3. Spectrogram: Compute the spectrogram of the signal by applying the short-time Fourier transform (STFT). This represents the signal's frequency content over time.

In [None]:
import numpy as np
from scipy.fft import fft
from scipy.signal import spectrogram
import pywt

# Example signal
signal = np.array([1, 2, 3, 4, 5])

# Fourier Transform
fourier_transform = fft(signal)
print("Fourier Transform:", fourier_transform)

# Wavelet Transform (using Haar wavelet)
wavelet_transform = pywt.dwt(signal, "haar")
print("Wavelet Transform:", wavelet_transform)

# Spectrogram
frequencies, times, spectrogram_values = spectrogram(signal)
print("Spectrogram:")
print("Frequencies:", frequencies)
print("Times:", times)
print("Spectrogram Values:")
print(spectrogram_values)

## Maximizing Information Entropy of the Peak Signals Using Contrastive Learning

Contrastive learning aims to maximize the information entropy of the peak signals by leveraging the similarity between positive samples and maximizing the dissimilarity between negative samples.

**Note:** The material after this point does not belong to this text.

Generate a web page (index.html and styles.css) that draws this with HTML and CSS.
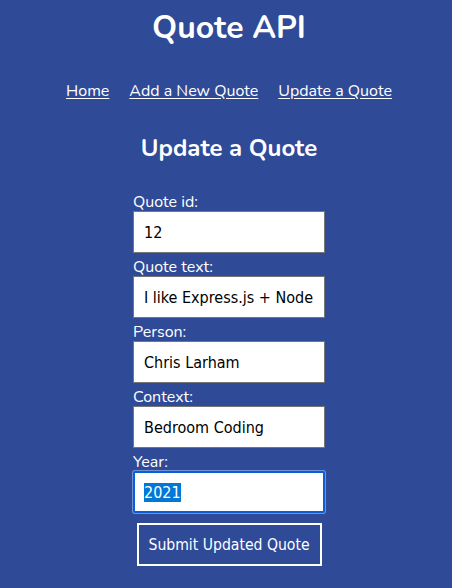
FILE: index.html
```html
<!DOCTYPE html>
<html lang="en">
<head>
<meta charset="utf-8">
<title>Quote API</title>
<link rel="stylesheet" href="styles.css">
</head>
<body>
<header class="header">
  <h1 class="title">Quote API</h1>
  <nav class="nav">
    <a href="#" class="nav-link">Home</a>
    <a href="#" class="nav-link">Add a New Quote</a>
    <a href="#" class="nav-link">Update a Quote</a>
  </nav>
</header>
<main class="main">
  <h2 class="subtitle">Update a Quote</h2>
  <form class="form">
    <label class="label" for="qid">Quote id:</label>
    <input class="input" id="qid" type="text" value="12">
    <label class="label" for="qtext">Quote text:</label>
    <input class="input" id="qtext" type="text" value="I like Express.js + Node">
    <label class="label" for="person">Person:</label>
    <input class="input" id="person" type="text" value="Chris Larham">
    <label class="label" for="context">Context:</label>
    <input class="input" id="context" type="text" value="Bedroom Coding">
    <label class="label" for="year">Year:</label>
    <input class="input input-focused" id="year" type="text" value="2021" autofocus>
    <button class="submit" type="button">Submit Updated Quote</button>
  </form>
</main>
<script src="script.js"></script>
</body>
</html>
```

FILE: styles.css
```css
html {
  margin: 0;
  padding: 0;
  background: #2f4a97;
}
body {
  margin: 0 0 0 6px;
  padding: 0;
  background: #2f4a97;
  color: #ffffff;
  font-family: "Nunito", "Lato", "Open Sans", sans-serif;
  width: 446px;
  height: 588px;
  overflow: hidden;
}
.header {
  display: flex;
  flex-direction: column;
  align-items: center;
}
.title {
  margin: 8px 0 0;
  font-size: 32px;
  font-weight: 700;
  line-height: 40px;
}
.nav {
  display: flex;
  gap: 20px;
  margin-top: 33px;
  font-size: 16px;
  line-height: 20px;
}
.nav-link {
  color: #ffffff;
  text-decoration: underline;
  text-underline-offset: 2px;
}
.main {
  display: flex;
  flex-direction: column;
  align-items: center;
}
.subtitle {
  margin: 31px 0 0;
  font-size: 24px;
  font-weight: 700;
  line-height: 32px;
}
.form {
  display: flex;
  flex-direction: column;
  width: 192px;
  margin-top: 29px;
}
.label {
  font-size: 16px;
  line-height: 18px;
  height: 18px;
}
.input + .label {
  margin-top: 5px;
}
.input {
  box-sizing: border-box;
  width: 192px;
  height: 42px;
  margin: 0;
  padding: 0 10px;
  border: 1px solid #767676;
  border-radius: 0;
  background: #ffffff;
  color: #000000;
  font-family: "DejaVu Sans Condensed", "DejaVu Sans", Tahoma, sans-serif;
  font-size: 16px;
  outline: none;
}
.input::selection {
  background: #0078d7;
  color: #ffffff;
}
.input-focused {
  border: 2px solid #0b5ed7;
  border-radius: 2px;
  padding: 0 9px;
  box-shadow: 0 0 0 1px #6f93d6;
}
.submit {
  align-self: center;
  box-sizing: border-box;
  width: 185px;
  height: 43px;
  margin-top: 10px;
  background: transparent;
  color: #ffffff;
  border: 2px solid #ffffff;
  border-radius: 0;
  font-family: "DejaVu Sans Condensed", "DejaVu Sans", Tahoma, sans-serif;
  font-size: 15.6px;
  padding: 0;
}
```

FILE: script.js
```js
var y = document.getElementById('year');
y.focus();
y.select();
```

In contrastive learning, peak signals are identified based on their distinct features or high response values. These peaks represent important or informative patterns in the data. Contrastive learning encourages the positive samples (peaks) to be similar to each other. By maximizing the similarity between positive samples, the network learns to capture the common features or patterns present in the peaks. For instance, in AFM Force-Z curve classification, a single-rupture event is described by one such peak, while other data lack such characteristic.

In fact, in AFM image recognition tasks, after baseline correction and flattening, to ensure the contrastive networks understood the characteristic of the "peak," we choose to feed in a second channel other than the original function - the derivative of the si.